Culture and Tradition
Will we decide, like Florida, that subjecting young children to inherently sexual topics and spreading radical new gender ideology (the long-term impact of which we have not even remotely begun to understand) should be illegal?Could conservative legislatures go further and decide that the introduction of drag queens, and explicitly sexual acts, to any type of performance directed at children, should be outlawed?
Free Speech and Censorship
And what about the “public forum” and the increasing amounts of online censorship?The intricacies of Big Tech censorship and the first amendment go beyond the scope of this article. But isn’t it possible that increasingly uniform state governments will have a strengthened ability to tangibly weigh in on the issue?
Red states would likely look to tie policy regarding online speech and diverse viewpoints to the standard set by the First Amendment. Contrary to this, could a concerted effort to enshrine codes that ban “hate speech” be put forward by Democrat-run states?
What about an initiative to ban certain types of medical information deemed contrary to the “accepted consensus of the scientific community?”
The truth is that these are all difficult questions, and their answers will largely be determined by the politics and values of the respondent. Making the citizen, through the act of electing representatives, the one who is once again responsible for doing the answering is the central premise of the American way of life.
The return to federalism that is suggested by the overturning of Roe is an exciting development. The United States was built on the proposition that no government is legitimate without the consent of its citizenry. The enactment of federal abortion law by a centralized national government and entrenched bureaucracy makes “consent” into an abstract term that has no actual bearing in our lives.
We now have the opportunity to reclaim that fundamental right (this conception of a right that was present at the American founding is very different than that which pro-choice advocates purport to fight for). The overturning of Roe may help to initiate a geographic realignment that will make the exercise of this right more feasible. As we congregate into communities that share our values and beliefs, the public weal may once again become a real concept.
Consent of the governed is the antithesis of centralized power, and so the latter is already doing everything it can to fight against the reemergence of the former. A divided and angry populace is necessary to retain tyrannical control. The centers of the most concentrated, anti-American, and inhumane forces are working to keep the citizenry dispersed and hateful.
These anti-democratic bodies desperately want to keep like-minded, anti-authoritarian people in this country from congregating.
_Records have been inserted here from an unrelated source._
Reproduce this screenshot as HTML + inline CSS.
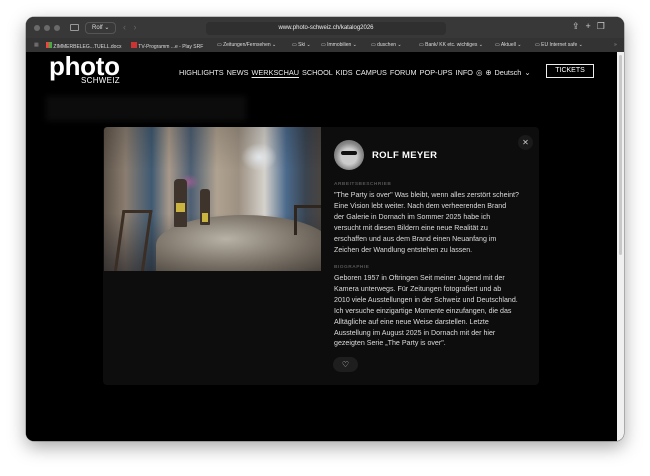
<!DOCTYPE html>
<html><head><meta charset="utf-8">
<style>
*{margin:0;padding:0;box-sizing:border-box}
body{width:650px;height:476px;background:#fff;font-family:"Liberation Sans",sans-serif;position:relative;overflow:hidden}
.win{position:absolute;left:26px;top:17px;width:598px;height:424px;background:#000;border-radius:8px;overflow:hidden;box-shadow:0 6px 18px rgba(0,0,0,.35),0 0 0 .5px rgba(0,0,0,.4)}
.tb{position:absolute;left:0;top:0;width:100%;height:21px;background:#383838}
.bm{position:absolute;left:0;top:21px;width:100%;height:14px;background:#333;font-size:5px;color:#ddd;white-space:nowrap}
.bm span{position:absolute;top:4px}
.dot{position:absolute;top:8px;width:6px;height:6px;border-radius:50%;background:#6a6a6a}
.url{position:absolute;left:180px;top:5px;width:240px;height:13px;border-radius:4px;background:#2f2f2f;color:#eee;font-size:6px;text-align:center;line-height:13px}
.prof{position:absolute;left:59px;top:5px;width:31px;height:12px;border:1px solid #555;border-radius:4px;color:#ddd;font-size:6px;line-height:10px;padding-left:6px}
.content{position:absolute;left:0;top:35px;width:591px;height:389px;background:#000}
.sb{position:absolute;right:0;top:35px;width:7px;height:389px;background:#f0f0f0}
.sb i{position:absolute;left:2px;top:3px;width:3px;height:200px;background:#c8c8c8;border-radius:2px}
.logo{position:absolute;left:23px;top:-1px;color:#fff;font-weight:bold;font-size:26px;letter-spacing:-0.3px}
.logo2{position:absolute;left:55px;top:24px;color:#fff;font-size:8px;letter-spacing:.3px}
.nav{position:absolute;left:153px;top:16px;color:#eee;font-size:7.3px;white-space:nowrap;word-spacing:1px}
.nav u{text-underline-offset:2px}
.tick{position:absolute;left:520px;top:12px;width:48px;height:14px;border:1px solid #eee;color:#fff;font-size:7px;text-align:center;line-height:12px}
.ghost{position:absolute;left:20px;top:44px;width:200px;height:25px;background:#0c0c0c;filter:blur(3px)}
.modal{position:absolute;left:77px;top:75px;width:436px;height:258px;background:#0d0d0d;border-radius:4px;overflow:hidden}
.img{position:absolute;left:1px;top:0;width:217px;height:144px;border-radius:3px 0 0 0;overflow:hidden;
background:
radial-gradient(ellipse 18px 14px at 155px 30px,rgba(230,235,240,.9),transparent),
radial-gradient(ellipse 10px 8px at 85px 55px,rgba(200,90,160,.6),transparent),
linear-gradient(180deg,rgba(0,0,0,.15),transparent 30%,transparent 60%,rgba(30,30,35,.6)),
linear-gradient(90deg,#5e5349 0%,#8a7d70 10%,#3f5a72 22%,#a8998a 30%,#4d5f73 40%,#b0a290 52%,#9d9182 62%,#d5d2cc 74%,#4b6a8c 84%,#3a4450 93%,#4a4440 100%)}
.img .t{position:absolute;left:52px;top:88px;width:175px;height:60px;border-radius:50% 50% 0 0;background:radial-gradient(ellipse at 40% 40%,#b8b1a5,#7a7267 50%,#3c3631)}
.img .b1{position:absolute;left:70px;top:52px;width:13px;height:48px;background:#3e342b;border-radius:4px 4px 1px 1px}
.img .b1:after,.img .b2:after{content:"";position:absolute;left:2px;top:24px;right:2px;height:9px;background:#c9b440}
.img .b2{position:absolute;left:96px;top:62px;width:10px;height:36px;background:#3e342b;border-radius:3px 3px 1px 1px}
.img .c{position:absolute;left:14px;top:83px;width:30px;height:64px;border:3px solid #3a2e25;border-bottom:none;transform:skewX(-8deg)}
.img .c2{position:absolute;left:190px;top:78px;width:30px;height:30px;border:3px solid #2e261f;border-bottom:none}
.x{position:absolute;right:6px;top:8px;width:15px;height:15px;border-radius:50%;background:#1a1a1a;color:#ccc;font-size:8px;text-align:center;line-height:15px}
.av{position:absolute;left:231px;top:13px;width:30px;height:30px;border-radius:50%;background:radial-gradient(circle at 50% 55%,#ccc 0 35%,#888 60%,#555);overflow:hidden}
.av:after{content:"";position:absolute;left:7px;top:11px;width:16px;height:4px;background:#111;border-radius:2px}
.name{position:absolute;left:269px;top:23px;color:#fff;font-weight:bold;font-size:9.5px;letter-spacing:.3px}
.lab{position:absolute;left:231px;color:#555;font-size:4.8px;font-weight:bold;letter-spacing:.5px}
.txt{position:absolute;left:231px;width:205px;color:#ddd;font-size:7.1px;line-height:10.9px;white-space:nowrap}
.heart{position:absolute;left:230px;top:230px;width:25px;height:15px;border-radius:8px;background:#1e1e1e;color:#ddd;font-size:8px;text-align:center;line-height:15px}
</style></head><body>
<div class="win">
 <div class="tb">
  <div class="dot" style="left:8px"></div><div class="dot" style="left:18px"></div><div class="dot" style="left:28px"></div>
  <div style="position:absolute;left:44px;top:7px;width:9px;height:7px;border:1px solid #999;border-radius:1px"></div>
  <div class="prof">Rolf ⌄</div>
  <div style="position:absolute;left:97px;top:5px;color:#666;font-size:9px">‹ &nbsp; ›</div>
  <div class="url">www.photo-schweiz.ch/katalog2026</div>
  <div style="position:absolute;left:546px;top:4px;color:#ccc;font-size:9px;letter-spacing:6px">⇪+❐</div>
 </div>
 <div class="bm">
  <span style="left:8px;color:#888">▦</span>
  <span style="left:20px"><b style="display:inline-block;width:6px;height:6px;background:linear-gradient(90deg,#e44 50%,#4a4 50%)"></b> ZIMMERBELEG...TUELL.docx</span>
  <span style="left:105px"><b style="display:inline-block;width:6px;height:6px;background:#c33"></b> TV-Programm ...e - Play SRF</span>
  <span style="left:191px">▭ Zeitungen/Fernsehen ⌄</span>
  <span style="left:266px">▭ Ski ⌄</span>
  <span style="left:295px">▭ Immobilien ⌄</span>
  <span style="left:345px">▭ duschen ⌄</span>
  <span style="left:393px">▭ Bank/ KK etc. wichtiges ⌄</span>
  <span style="left:469px">▭ Aktuell ⌄</span>
  <span style="left:509px">▭ EU Internet safe ⌄</span>
  <span style="left:588px;color:#999">»</span>
 </div>
 <div class="content">
  <div class="logo">photo</div>
  <div class="logo2">SCHWEIZ</div>
  <div class="nav">HIGHLIGHTS NEWS <u>WERKSCHAU</u> SCHOOL KIDS CAMPUS FORUM POP-UPS INFO ◎ ⊕ Deutsch ⌄</div>
  <div class="tick">TICKETS</div>
  <div class="ghost"></div>
  <div class="modal">
   <div class="img"><div class="t"></div><div class="c"></div><div class="c2"></div><div class="b1"></div><div class="b2"></div></div>
   <div class="x">✕</div>
   <div class="av"></div>
   <div class="name">ROLF MEYER</div>
   <div class="lab" style="top:55px">ARBEITSBESCHRIEB</div>
   <div class="txt" style="top:63px">"The Party is over" Was bleibt, wenn alles zerstört scheint?<br>Eine Vision lebt weiter. Nach dem verheerenden Brand<br>der Galerie in Dornach im Sommer 2025 habe ich<br>versucht mit diesen Bildern eine neue Realität zu<br>erschaffen und aus dem Brand einen Neuanfang im<br>Zeichen der Wandlung entstehen zu lassen.</div>
   <div class="lab" style="top:138px">BIOGRAPHIE</div>
   <div class="txt" style="top:146px">Geboren 1957 in Oftringen Seit meiner Jugend mit der<br>Kamera unterwegs. Für Zeitungen fotografiert und ab<br>2010 viele Ausstellungen in der Schweiz und Deutschland.<br>Ich versuche einzigartige Momente einzufangen, die das<br>Alltägliche auf eine neue Weise darstellen. Letzte<br>Ausstellung im August 2025 in Dornach mit der hier<br>gezeigten Serie „The Party is over".</div>
   <div class="heart">♡</div>
  </div>
 </div>
 <div class="sb"><i></i></div>
</div>
</body></html>
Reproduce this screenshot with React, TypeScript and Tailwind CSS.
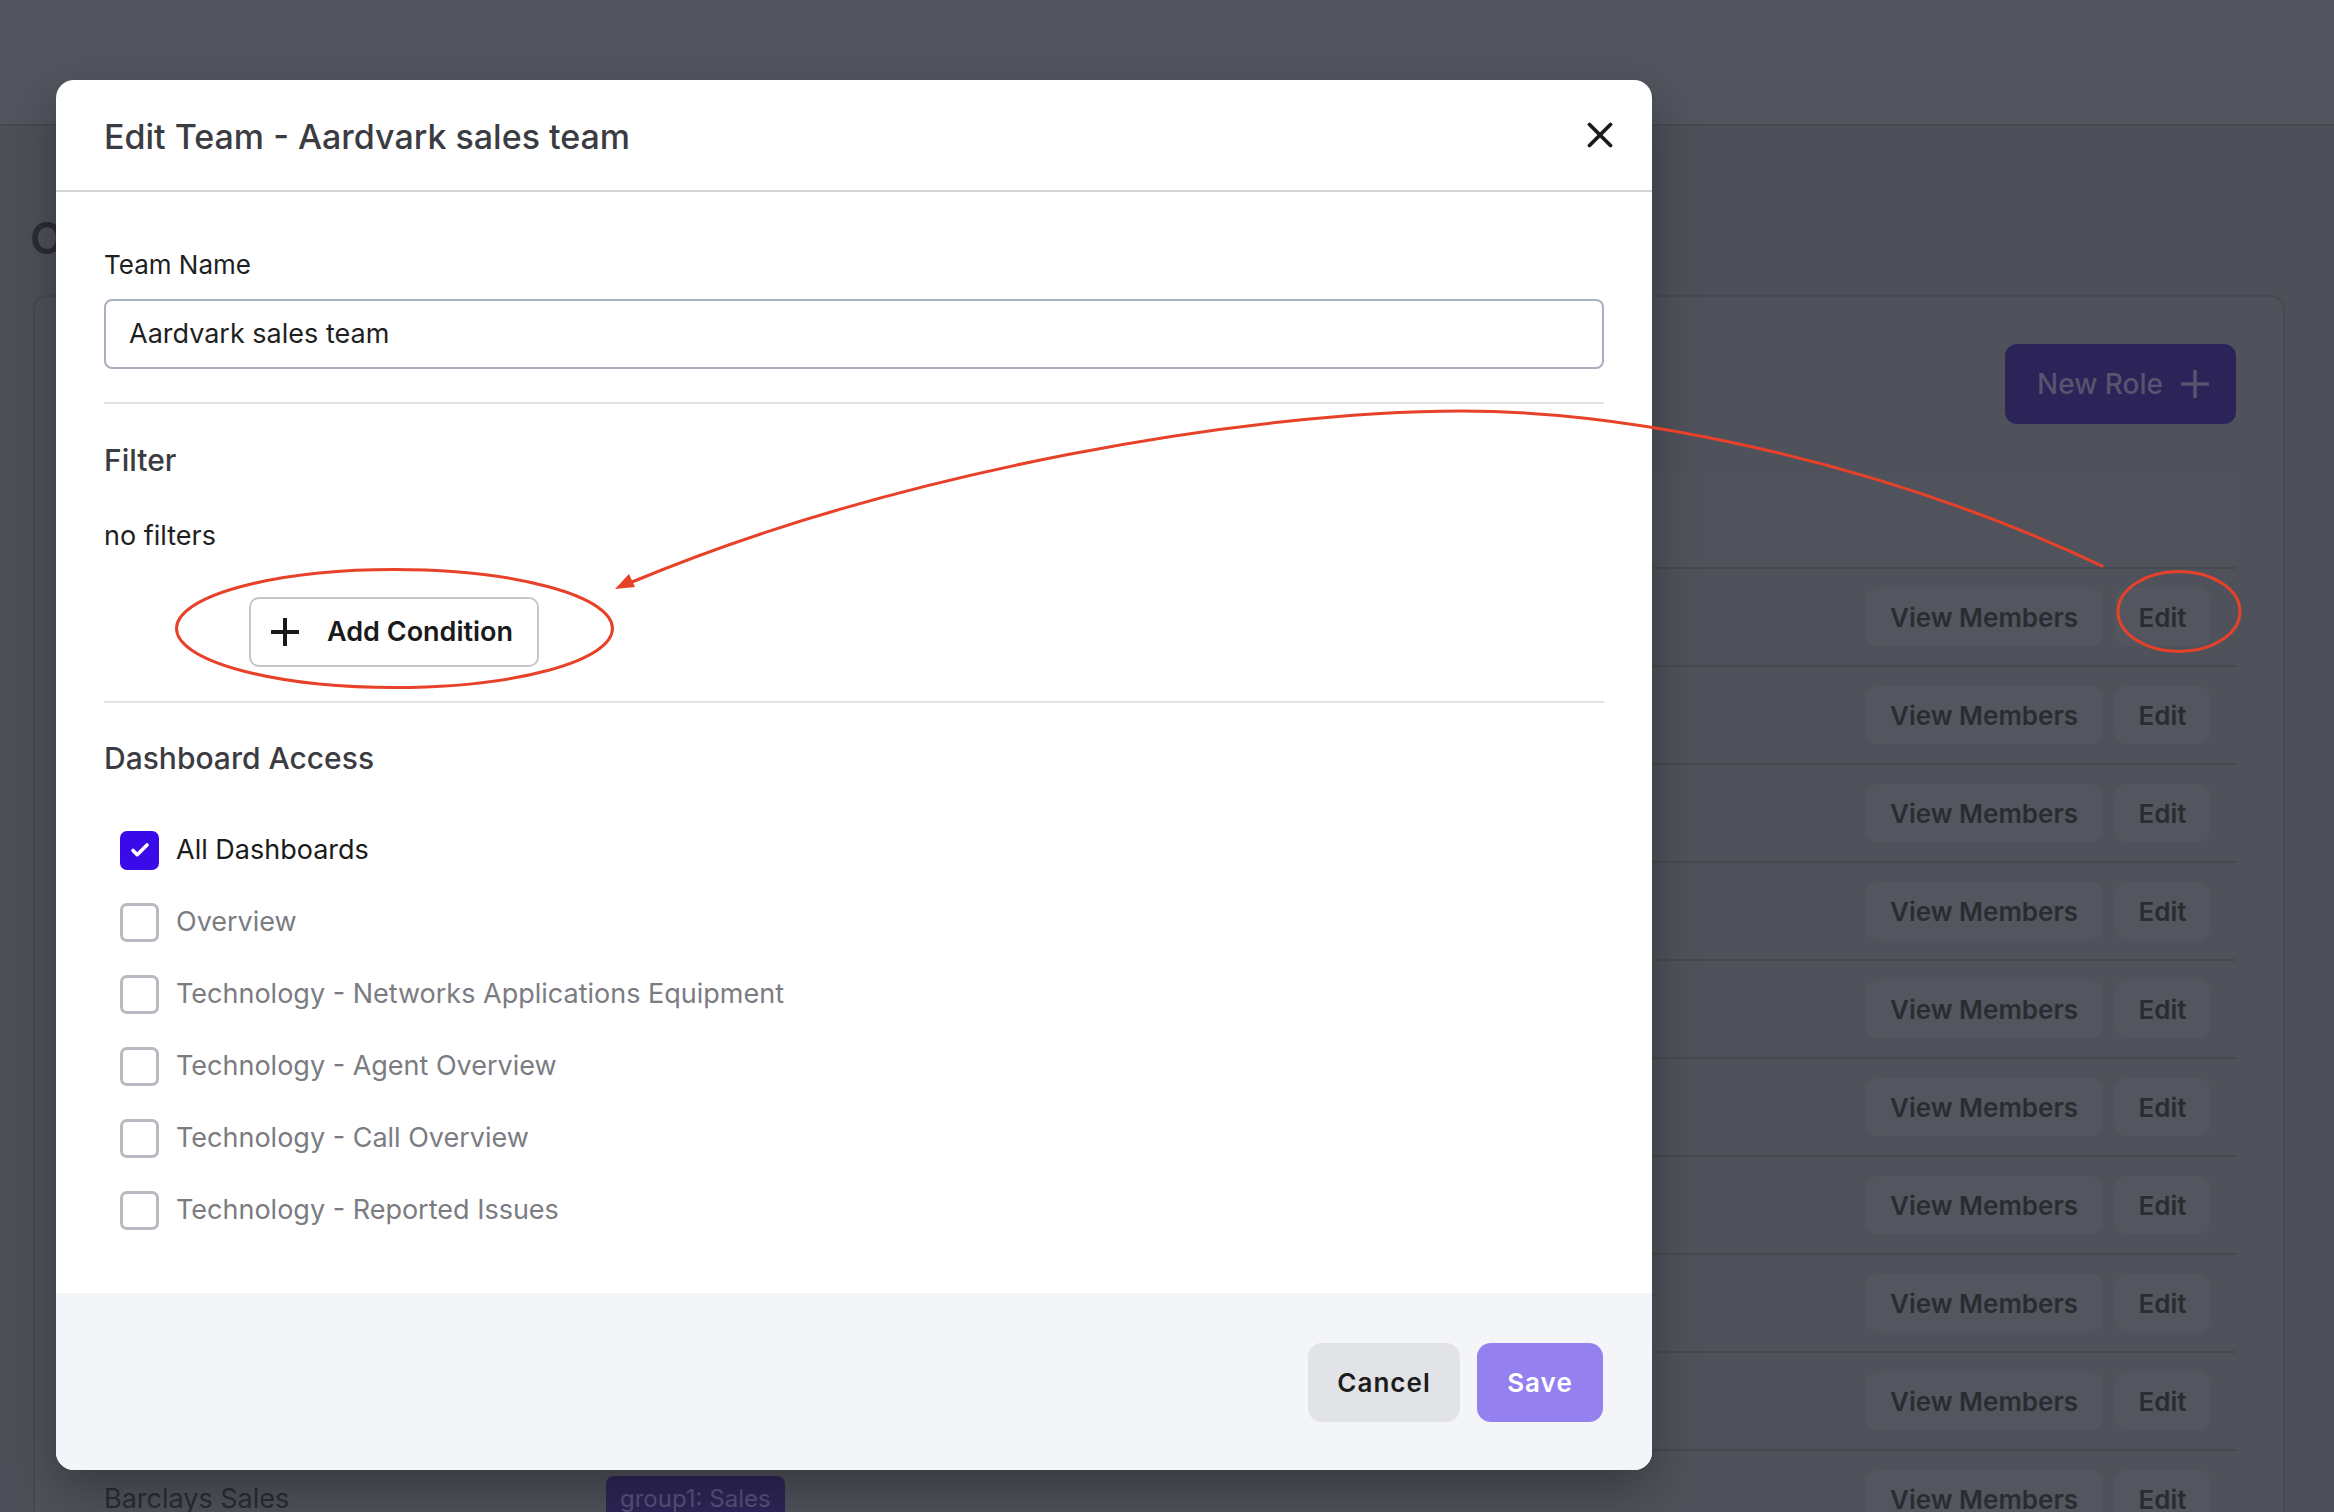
import React from 'react';

const teams = [
  'Aardvark sales team',
  'Acme Support',
  'Apex Retail',
  'Atlas Engineering',
  'Axiom Partners',
  'Bakers Street',
  'Banner Health',
  'Baltic Logistics',
  'Barclays Marketing',
  'Barclays Sales',
];

const dashboards = [
  { label: 'All Dashboards', checked: true },
  { label: 'Overview', checked: false },
  { label: 'Technology - Networks Applications Equipment', checked: false },
  { label: 'Technology - Agent Overview', checked: false },
  { label: 'Technology - Call Overview', checked: false },
  { label: 'Technology - Reported Issues', checked: false },
];

function PlusIcon({ size, stroke, color }: { size: number; stroke: number; color: string }) {
  return (
    <svg width={size} height={size} viewBox={`0 0 ${size} ${size}`} fill="none">
      <line x1={size / 2} y1={1} x2={size / 2} y2={size - 1} stroke={color} strokeWidth={stroke} strokeLinecap="round" />
      <line x1={1} y1={size / 2} x2={size - 1} y2={size / 2} stroke={color} strokeWidth={stroke} strokeLinecap="round" />
    </svg>
  );
}

function Checkbox({ checked }: { checked: boolean }) {
  if (checked) {
    return (
      <span className="flex h-[39px] w-[39px] shrink-0 items-center justify-center rounded-[7px] bg-[#3a0be8]">
        <svg width="20" height="16" viewBox="0 0 20 16" fill="none">
          <path d="M3 8.5l4.2 4.2L17 3" stroke="#ffffff" strokeWidth="3.6" strokeLinecap="round" strokeLinejoin="round" />
        </svg>
      </span>
    );
  }
  return <span className="h-[39px] w-[39px] shrink-0 rounded-[7px] border-[3px] border-[#b7bac1] bg-white" />;
}

/** Background page: the Teams listing, dimmed behind the modal. */
function TeamsPage() {
  return (
    <div className="h-[1512px] w-[2334px] bg-[#4d5058]">
      <header className="h-[126px] border-b-2 border-[#464950] bg-[#52555e]" />
      <main className="pl-[33px] pr-[49px]">
        <h1 className="ml-[-3px] mt-[86px] text-[44px] font-semibold leading-[52px] text-[#2b2d33]">Organisation</h1>
        <section className="mt-[31px] rounded-[14px] border-2 border-[#474a52] bg-[#4f525a] px-[47px] pt-[47px]">
          <div className="flex justify-end">
            <button
              type="button"
              className="flex h-[80px] w-[231px] items-center justify-between rounded-[12px] bg-[#2c2459] pl-[32px] pr-[27px] text-[28px] font-medium text-[#57546f]"
            >
              New Role
              <PlusIcon size={28} stroke={3.5} color="#57546f" />
            </button>
          </div>

          <div className="mt-[49px]">
            <div className="h-[96px] border-b-2 border-[#464950] bg-[#50535b]" />
            {teams.map((team) => (
              <div
                key={team}
                className="grid h-[98px] grid-cols-[502px_1fr_auto] items-center border-b-2 border-[#464950] pl-[22px] pr-[26px]"
              >
                <span className="text-[27px] text-[#2a2c31]">{team}</span>
                <span>
                  <span className="inline-flex h-[46px] items-center rounded-[8px] bg-[#2e2658] px-[14px] text-[24px] text-[#57537a]">
                    group1: Sales
                  </span>
                </span>
                <div className="flex gap-[12px]">
                  <button type="button" className="h-[58px] w-[238px] rounded-[12px] bg-[#53565e] text-[26px] font-semibold text-[#2a2c31]">
                    View Members
                  </button>
                  <button type="button" className="h-[58px] w-[95px] rounded-[12px] bg-[#53565e] text-[26px] font-semibold text-[#2a2c31]">
                    Edit
                  </button>
                </div>
              </div>
            ))}
          </div>
        </section>
      </main>
    </div>
  );
}

function EditTeamModal() {
  return (
    <div className="absolute left-[56px] top-[80px] flex h-[1390px] w-[1596px] flex-col overflow-hidden rounded-[18px] bg-white shadow-[0_20px_50px_rgba(0,0,0,0.3)]">
      {/* Header */}
      <div className="flex h-[112px] shrink-0 items-center justify-between border-b-2 border-[#d2d3d6] pl-[48px] pr-[39px]">
        <h2 className="pt-[2px] text-[34px] font-medium text-[#3b3c41]">Edit Team - Aardvark sales team</h2>
        <svg width="26" height="26" viewBox="0 0 26 26" fill="none">
          <path d="M2.5 2.5l21 21M23.5 2.5l-21 21" stroke="#1a1a1a" strokeWidth="3.8" strokeLinecap="round" />
        </svg>
      </div>

      {/* Body */}
      <div className="flex-1 px-[48px] pt-[55px]">
        <label className="block text-[26px] leading-[36px] text-[#1e1f22]">Team Name</label>
        <div className="mt-[16px] flex h-[70px] items-center rounded-[8px] border-2 border-[#a7b0bc] pl-[23px] text-[27px] text-[#1e1f22]">
          Aardvark sales team
        </div>

        <div className="mt-[33px] h-[2px] bg-[#e2e3e6]" />

        <h3 className="mt-[36px] text-[30px] font-medium leading-[40px] text-[#3b3c41]">Filter</h3>
        <p className="mt-[38px] text-[27px] leading-[36px] text-[#1e1f22]">no filters</p>
        <button
          type="button"
          className="ml-[145px] mt-[43px] flex h-[70px] w-[290px] items-center gap-[28px] rounded-[10px] border-2 border-[#c5c7cb] bg-white pl-[20px] text-[27px] font-semibold text-[#1a1a1a]"
        >
          <PlusIcon size={28} stroke={4} color="#1a1a1a" />
          Add Condition
        </button>

        <div className="mt-[34px] h-[2px] bg-[#e2e3e6]" />

        <h3 className="mt-[35px] text-[30px] font-medium leading-[40px] text-[#3b3c41]">Dashboard Access</h3>
        <ul className="mt-[36px]">
          {dashboards.map((d) => (
            <li key={d.label} className="flex h-[72px] items-center gap-[17px] pl-[16px]">
              <Checkbox checked={d.checked} />
              <span className={`text-[27px] ${d.checked ? 'text-[#1a1a1a]' : 'text-[#7a7c82]'}`}>{d.label}</span>
            </li>
          ))}
        </ul>
      </div>

      {/* Footer */}
      <div className="flex h-[177px] shrink-0 items-start justify-end gap-[17px] bg-[#f4f5f9] pr-[49px] pt-[50px]">
        <button type="button" className="h-[79px] w-[152px] rounded-[14px] bg-[#e2e3e7] text-[26px] font-semibold tracking-[0.04em] text-[#1b1b1b]">
          Cancel
        </button>
        <button type="button" className="h-[79px] w-[126px] rounded-[14px] bg-[#9580f0] text-[26px] font-semibold tracking-[0.04em] text-white">
          Save
        </button>
      </div>
    </div>
  );
}

/** Hand-drawn style callouts over the screenshot. */
function Annotations() {
  const red = '#e8412a';
  return (
    <svg className="pointer-events-none absolute left-0 top-0" width="2334" height="1512" viewBox="0 0 2334 1512" fill="none">
      <ellipse cx="394.5" cy="628.5" rx="218" ry="59" stroke={red} strokeWidth="3" />
      <ellipse cx="2179" cy="611.5" rx="61" ry="40" stroke={red} strokeWidth="3" />
      <path
        d="M2102 566 C1900 470 1650 411 1462 411 C1250 411 900 470 632 582"
        stroke={red}
        strokeWidth="3"
        strokeLinecap="round"
      />
      <polygon points="615,589 635,587 629,574" fill={red} />
    </svg>
  );
}

export default function App() {
  return (
    <div className="relative h-[1512px] w-[2334px] overflow-hidden font-['Inter',sans-serif]">
      <TeamsPage />
      <EditTeamModal />
      <Annotations />
    </div>
  );
}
Despite the lies they tell, including those coming from the White House, unity cannot be imposed from the top down. It grows organically from the grassroots. In order to fight this, they seek to sow the seeds of division that keep the population warring with one another instead of challenging their authority.
The history of overturning Roe v. Wade has taught us that we still have the ability to fight back against this tyrannical overreach. It begins with the courage to reclaim what was already ours, to begin with.